Before writing this article and tackling the subject at hand, let me start off by saying that I’m a huge fan of Vincent Kompany – he conducts himself well, leads by example and is an excellent representative for the current Premier League champions Manchester City. What can’t be questioned though, is that every now and again (happens with most players, I’m sure) he has a moment of poor judgement.
On Sunday, in City’s 2-0 win over Arsenal at the Emirates Stadium, he was given his marching orders for a two-footed lunge on Jack Wilshere. Replays prove that Kompany took the ball and not too much of the man, hence why City are lodging a case for the FA. What the replays do prove though, from one particular angle, is that both Vincent Kompany’s feet are off the floor. If that’s the case, then the referee must follow the letter of the law and show the red.
Shortly following Kompany’s exit for an early bath, the debate began in earnest on Twitter and the live internet news feeds – ‘Was it really a red?’, ‘Seems a bit soft’ and ‘He won the ball’. In this current football climate, where every decision by an official is vilified and every penalty, free kick or offside call is hotly contested, we must remind ourselves that the job the men in black do is an extremely tough one and, in cases such as the Man City captain’s, the rulebook must be followed. If a player is deemed to be potentially endangering an opponent then he must be punished.
Yes, City can debate it, heck, they may even get it overturned. But, let’s have no doubts about this – Kompany has only himself to blame. Those who spout diatribe such as ‘Contact sport, man’s game’, let’s take to the local football field down the park and I’ll come towards you with two feet off the floor – it could lead to a painful encounter and, worse, an injury. Thankfully, on this occasion Wilshere was able to continue without any damage but what if there had been contact? For a man only months into his return after a long-term injury lay-off, it would have been heart-breaking for him to have encountered another setback simply due to the recklessness of another player.
Anyway, I must not digress too much – like I said at the foot of the article, Vincent Kompany is an outstanding pro and deserving leader of his team.

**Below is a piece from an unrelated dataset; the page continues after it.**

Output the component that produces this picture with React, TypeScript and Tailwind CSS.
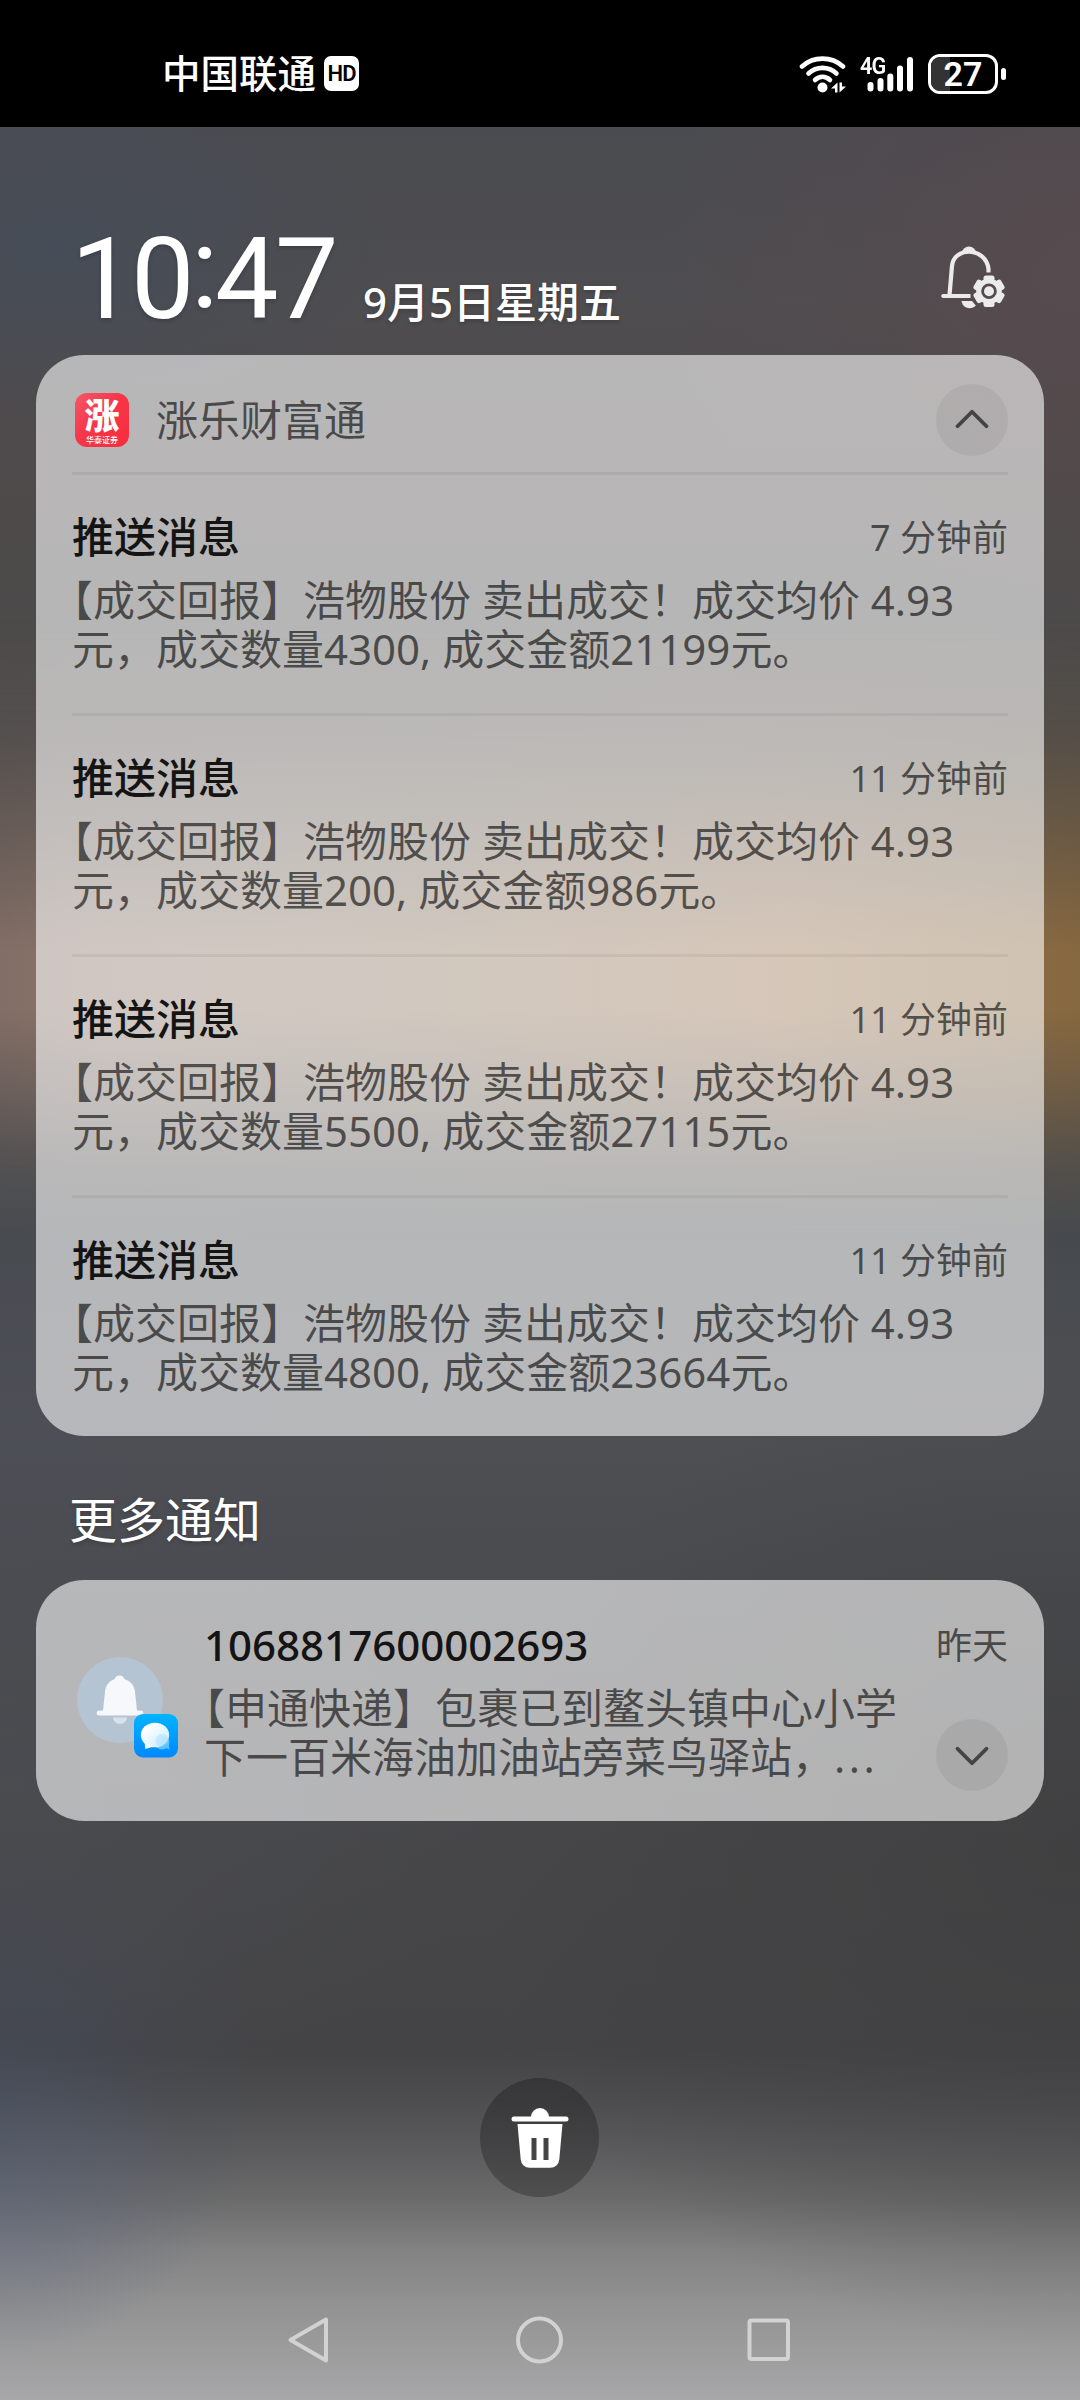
import { ChevronDown, ChevronUp } from 'lucide-react';

interface PushMessage {
  id: number;
  time: string;
  lines: [string, string];
}

const messages: PushMessage[] = [
  {
    id: 1,
    time: '7 分钟前',
    lines: ['【成交回报】浩物股份 卖出成交！成交均价 4.93', '元，成交数量4300, 成交金额21199元。'],
  },
  {
    id: 2,
    time: '11 分钟前',
    lines: ['【成交回报】浩物股份 卖出成交！成交均价 4.93', '元，成交数量200, 成交金额986元。'],
  },
  {
    id: 3,
    time: '11 分钟前',
    lines: ['【成交回报】浩物股份 卖出成交！成交均价 4.93', '元，成交数量5500, 成交金额27115元。'],
  },
  {
    id: 4,
    time: '11 分钟前',
    lines: ['【成交回报】浩物股份 卖出成交！成交均价 4.93', '元，成交数量4800, 成交金额23664元。'],
  },
];

function StatusBar() {
  return (
    <div className="flex h-[127px] shrink-0 items-start justify-between bg-black pr-[74px] pl-[162px] text-white">
      <div className="flex h-[147px] items-center gap-[8px]">
        <span className="text-[38.5px] leading-none font-medium">中国联通</span>
        <span className="flex h-[35px] w-[35px] items-center justify-center rounded-[7px] bg-white font-['Roboto'] text-[22px] leading-none font-semibold tracking-[-1px] text-black">
          HD
        </span>
      </div>
      <div className="flex h-[147px] items-center">
        <svg className="h-[38px] w-[48px]" viewBox="0 0 48 38" fill="none">
          <g stroke="white" strokeWidth="4.6" strokeLinecap="round">
            <path d="M3 11.5C14.5 1 32.500 1 44 11.500" />
            <path d="M9.500 18.500C17.500 11 29.500 11 37.500 18.500" />
            <path d="M16 25C20.500 20.800 26.500 20.800 31 25" />
          </g>
          <circle cx="23.500" cy="32.500" r="5" fill="white" />
          <path d="M32 33.500L38.500 27.500v10h-2.500v-4zM40.500 37.500v-10h2.500v4h4z" fill="white" />
        </svg>
        <div className="relative ml-[13px] h-[38px] w-[54px]">
          <svg className="h-[38px] w-[54px]" viewBox="0 0 54 38">
            <g stroke="white" strokeWidth="6" strokeLinecap="round">
              <path d="M10.500 30v3.500M20.500 26v7.500M30.300 21.500v12M40 13.500v20M50 5v28.500" />
            </g>
          </svg>
          <span className="absolute -top-px left-0 origin-left scale-x-90 font-['Roboto'] text-[24px] leading-[24px] font-semibold tracking-[-1px]">
            4G
          </span>
        </div>
        <div className="relative ml-[14px] flex h-[40px] w-[70px] items-center justify-center rounded-[12px] border-[3px] border-white">
          <div className="absolute inset-y-0 left-0 w-[19px] rounded-l-[9px] bg-[#333]" />
          <span className="relative font-['Roboto'] text-[34px] leading-[34px] font-semibold">27</span>
        </div>
        <div className="ml-[3px] h-[12px] w-[5px] rounded-full bg-white" />
      </div>
    </div>
  );
}

function BellSettingsIcon() {
  return (
    <svg className="h-[66px] w-[66px]" viewBox="0 0 66 66" fill="none">
      <path
        d="M9.500 50L12 21C13.500 1.500 46 1.500 48.500 24v3.500M3 51h27.500"
        stroke="#ebebeb"
        strokeWidth="4.200"
      />
      <path d="M22 8a7 6.500 0 0 1 14 0z" fill="#ebebeb" />
      <circle cx="3.300" cy="51" r="2.100" fill="#ebebeb" />
      <path d="M21.500 56h10.500l3.800 4.500c-4 4.500-13 3.500-14.300-4.500z" fill="#ebebeb" />
      <g transform="translate(49 46.300)">
        <circle r="10.300" stroke="#ebebeb" strokeWidth="5" />
        <g fill="#ebebeb">
          <rect x="-5.500" y="-15.800" width="11" height="6" rx="2.500" />
          <rect x="-5.500" y="-15.800" width="11" height="6" rx="2.500" transform="rotate(60)" />
          <rect x="-5.500" y="-15.800" width="11" height="6" rx="2.500" transform="rotate(120)" />
          <rect x="-5.500" y="-15.800" width="11" height="6" rx="2.500" transform="rotate(180)" />
          <rect x="-5.500" y="-15.800" width="11" height="6" rx="2.500" transform="rotate(240)" />
          <rect x="-5.500" y="-15.800" width="11" height="6" rx="2.500" transform="rotate(300)" />
          <circle r="5" />
        </g>
      </g>
    </svg>
  );
}

function PanelHeader() {
  return (
    <div className="flex h-[228px] shrink-0 items-end justify-between pr-[74px] pb-[19px] pl-[71px] text-white">
      <div className="flex items-baseline [text-shadow:0_2px_4px_rgba(0,0,0,0.2)]">
        <div className="flex font-['Roboto'] text-[113px] leading-[113px] tracking-[-3.500px]">
          <span>10</span>
          <span className="-mt-[11px] mb-[11px]">:</span>
          <span>47</span>
        </div>
        <span className="ml-[28px] text-[42px] leading-[50px] font-medium">9月5日星期五</span>
      </div>
      <div className="mb-[25px]">
        <BellSettingsIcon />
      </div>
    </div>
  );
}

function AppLogo() {
  return (
    <div className="flex h-[54px] w-[54px] flex-col items-center overflow-hidden rounded-[12px] bg-[linear-gradient(135deg,#f4586a_0%,#f6364a_45%,#f92c3c_100%)] text-white">
      <span className="mt-[4px] text-[35px] leading-[37px] font-black">涨</span>
      <span className="mt-px text-[8px] leading-[9px] font-medium">华泰证券</span>
    </div>
  );
}

function MessageItem({ message }: { message: PushMessage }) {
  return (
    <div className="h-[241px] border-t-[3px] border-black/5 pt-[34px]">
      <div className="flex h-[56px] items-start justify-between leading-[56px]">
        <h3 className="text-[42px] font-medium text-[#141414]">推送消息</h3>
        <span className="pt-px text-[36px] text-black/60">{message.time}</span>
      </div>
      <p className="mt-[10px] text-[42px] leading-[49px] whitespace-pre text-black/60">
        <span className="-ml-[21px] block [text-spacing-trim:space-all]">{message.lines[0]}</span>
        <span className="block">{message.lines[1]}</span>
      </p>
    </div>
  );
}

function NotificationGroup() {
  return (
    <section className="mx-9 shrink-0 rounded-[48px] bg-white/60 px-9">
      <div className="flex h-[117px] items-center pt-[13px]">
        <div className="ml-[3px]">
          <AppLogo />
        </div>
        <span className="ml-[27px] flex-1 text-[42px] leading-[56px] text-black/60">涨乐财富通</span>
        <button className="flex h-[72px] w-[72px] items-center justify-center rounded-full bg-black/5">
          <ChevronUp className="mb-[2px] h-[58px] w-[58px] text-[#444]" strokeWidth={1.6} />
        </button>
      </div>
      {messages.map((message) => (
        <MessageItem key={message.id} message={message} />
      ))}
    </section>
  );
}

function SmsAvatar() {
  return (
    <svg className="h-[104px] w-[104px]" viewBox="0 0 104 104" fill="none">
      <defs>
        <linearGradient id="badge" x1="0" y1="0" x2="0" y2="1">
          <stop offset="0" stopColor="#00b4ff" />
          <stop offset="1" stopColor="#0088ff" />
        </linearGradient>
        <linearGradient id="bubble" x1="0" y1="0" x2="1" y2="1">
          <stop offset="0.200" stopColor="#ffffff" />
          <stop offset="1" stopColor="#c4eaff" />
        </linearGradient>
      </defs>
      <circle cx="44" cy="44" r="43" fill="#b4c4d2" />
      <path
        d="M43.500 19.500c-3 0-4.500 2-4.800 3.500-6 2-9.200 7-9.700 13l-2 18.500h-3.800a2.500 2.500 0 0 0 0 5h41.600a2.500 2.500 0 0 0 0-5h-3.800l-2-18.500c-.5-6-4-11-10.700-13-.3-1.500-1.800-3.500-4.800-3.500z"
        fill="#f6f8fb"
      />
      <path d="M37 61.500h14a7 6.500 0 0 1-14 0z" fill="#d9e2ea" />
      <rect x="58" y="58" width="44" height="43.500" rx="9" fill="url(#badge)" />
      <circle cx="86" cy="86" r="7.500" fill="#5cc2ff" />
      <path d="M87 91l6.500 2.500-1-7z" fill="#5cc2ff" />
      <ellipse cx="79" cy="79" rx="14.200" ry="12.300" fill="url(#bubble)" />
      <path d="M68.500 85.500l.8 7.500 8.500-2.500z" fill="#f0faff" />
      <circle cx="86" cy="84.500" r="6.500" fill="#8fd6ff" opacity="0.350" />
    </svg>
  );
}

function SmsNotification() {
  return (
    <section className="mx-9 flex h-[241px] shrink-0 rounded-[48px] bg-white/60 px-9">
      <div className="mt-[76px] ml-[4px] w-[104px]">
        <SmsAvatar />
      </div>
      <div className="ml-[24px] flex-1 pt-[38px] whitespace-pre">
        <h3 className="text-[42px] leading-[54px] font-medium text-[#141414]">1068817600002693</h3>
        <p className="mt-[11px] text-[42px] leading-[49px] text-black/60">
          <span className="-ml-[21px] block [text-spacing-trim:space-all]">【申通快递】包裹已到鳌头镇中心小学</span>
          <span className="block">
            下一百米海油加油站旁菜鸟驿站，<span className="tracking-[3.500px]">...</span>
          </span>
        </p>
      </div>
      <div className="flex flex-col items-end pt-[38px]">
        <span className="text-[36px] leading-[56px] text-black/60">昨天</span>
        <button className="mt-[45px] flex h-[72px] w-[72px] items-center justify-center rounded-full bg-black/5">
          <ChevronDown className="mt-px h-[58px] w-[58px] text-[#444]" strokeWidth={1.6} />
        </button>
      </div>
    </section>
  );
}

function ClearButton() {
  return (
    <button className="mt-[257px] mr-px flex h-[119px] w-[119px] shrink-0 items-center justify-center self-center rounded-full bg-black/25">
      <svg className="h-[60px] w-[58px]" viewBox="0 0 58 60">
        <path d="M20 9a9 9 0 0 1 18 0z" fill="white" />
        <rect x="0.500" y="8.500" width="57" height="5" rx="2.500" fill="white" />
        <path
          d="M6.500 16h45l-3.200 35.500a9 9 0 0 1-9 8.300h-20.600a9 9 0 0 1-9-8.300zM20.500 30v22h5V30zM32.500 30v22h5V30z"
          fill="white"
          fillRule="evenodd"
        />
      </svg>
    </button>
  );
}

function NavBar() {
  return (
    <nav className="mt-auto mr-[2px] flex h-[120px] shrink-0 items-center justify-center gap-[182px]">
      {/* Back */}
      <svg className="h-12 w-12" viewBox="0 0 48 48" fill="none" stroke="#d2d2d2" strokeWidth="4">
        <path d="M41 3.500v41L5.500 24z" strokeLinejoin="round" />
      </svg>
      {/* Home */}
      <svg className="h-12 w-12" viewBox="0 0 48 48" fill="none" stroke="#d2d2d2" strokeWidth="4">
        <circle cx="24.500" cy="24" r="21.500" />
      </svg>
      {/* Recents */}
      <svg className="h-12 w-12" viewBox="0 0 48 48" fill="none" stroke="#d2d2d2" strokeWidth="4">
        <rect x="4.500" y="4.500" width="38.500" height="38.500" rx="2" />
      </svg>
    </nav>
  );
}

export default function App() {
  return (
    <div className="relative isolate flex h-[2400px] w-[1080px] flex-col overflow-hidden font-['Noto_Sans','Noto_Sans_CJK_SC',sans-serif]">
      {/* Blurred wallpaper */}
      <div className="absolute inset-0 -z-20 bg-[radial-gradient(ellipse_330px_180px_at_60px_250px,rgba(66,76,92,0.6),transparent),radial-gradient(ellipse_420px_340px_at_1080px_260px,rgba(92,73,77,0.6),transparent),radial-gradient(ellipse_260px_260px_at_0px_2090px,rgba(66,78,100,0.4),transparent),radial-gradient(ellipse_200px_160px_at_0px_2200px,rgba(110,118,145,0.35),transparent),radial-gradient(ellipse_500px_260px_at_0px_1420px,rgba(76,78,88,0.6),transparent),radial-gradient(ellipse_500px_300px_at_0px_1800px,rgba(76,78,84,0.6),transparent),radial-gradient(ellipse_600px_500px_at_1080px_1850px,rgba(62,62,63,0.7),transparent),linear-gradient(to_bottom,#4a4b50_127px,#4e4d50_300px,#4f4a4b_450px,#4c4a4a_620px,#4a4949_900px,#464a4e_1230px,#4e4f53_1430px,#4a4b4f_1600px,#464648_1850px,#444446_2050px,#4d4d4f_2100px,#5b5b5d_2150px,#6b6b6b_2200px,#828283_2250px,#919191_2300px,#9c9c9d_2350px,#a7a7a9_2400px)]" />
      <div className="absolute inset-0 -z-10 bg-[linear-gradient(to_right,#826e66_0px,#8a7468_100px,#8c7660_420px,#987250_780px,#866840_1080px)] [mask-image:linear-gradient(to_bottom,transparent_620px,rgba(0,0,0,0.18)_740px,rgba(0,0,0,0.55)_840px,black_950px,black_1010px,rgba(0,0,0,0.62)_1090px,rgba(0,0,0,0.22)_1160px,transparent_1240px)]" />

      <StatusBar />
      <PanelHeader />
      <NotificationGroup />
      <h2 className="h-[144px] shrink-0 pt-6 pl-[69px] text-[48px] leading-[120px] text-white [text-shadow:0_2px_4px_rgba(0,0,0,0.2)]">
        更多通知
      </h2>
      <SmsNotification />
      <ClearButton />
      <NavBar />
    </div>
  );
}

He speaks well too, as his appearances on Match of the Day have shown. He comes across as a very articulate and likeable chap. But, despite all this, come on, Vincent, you can’t go making challenges like that on the pitch and expect to go unpunished. He’s been in this situation before and on the last occasion, it was again hotly debated.In a third FA Cup tie with deadly rivals Manchester United last season, Kompany went into a challenge with Nani and seemingly won the ball.
Nay matter – he lead with two feet and the red card was duly shown. United went on to take full advantage by knocking City out of the cup at the first hurdle. City up in arms. The point here is that, on both occasions, Kompany unnecessarily went into both challenges with feet off the ground. And if the referee deems that as dangerous play then he’s every right to show the player a straight red. So, no matter how many crowds chant ‘You don’t know what you’re doing’ or ‘The referee’s a w***er’, they should be reminded that in instances such as these ones they’re simply following the rulebook and on both counts above – firstly Chris Foy and then Mike Dean, both made correct calls in sending off the Man City captain.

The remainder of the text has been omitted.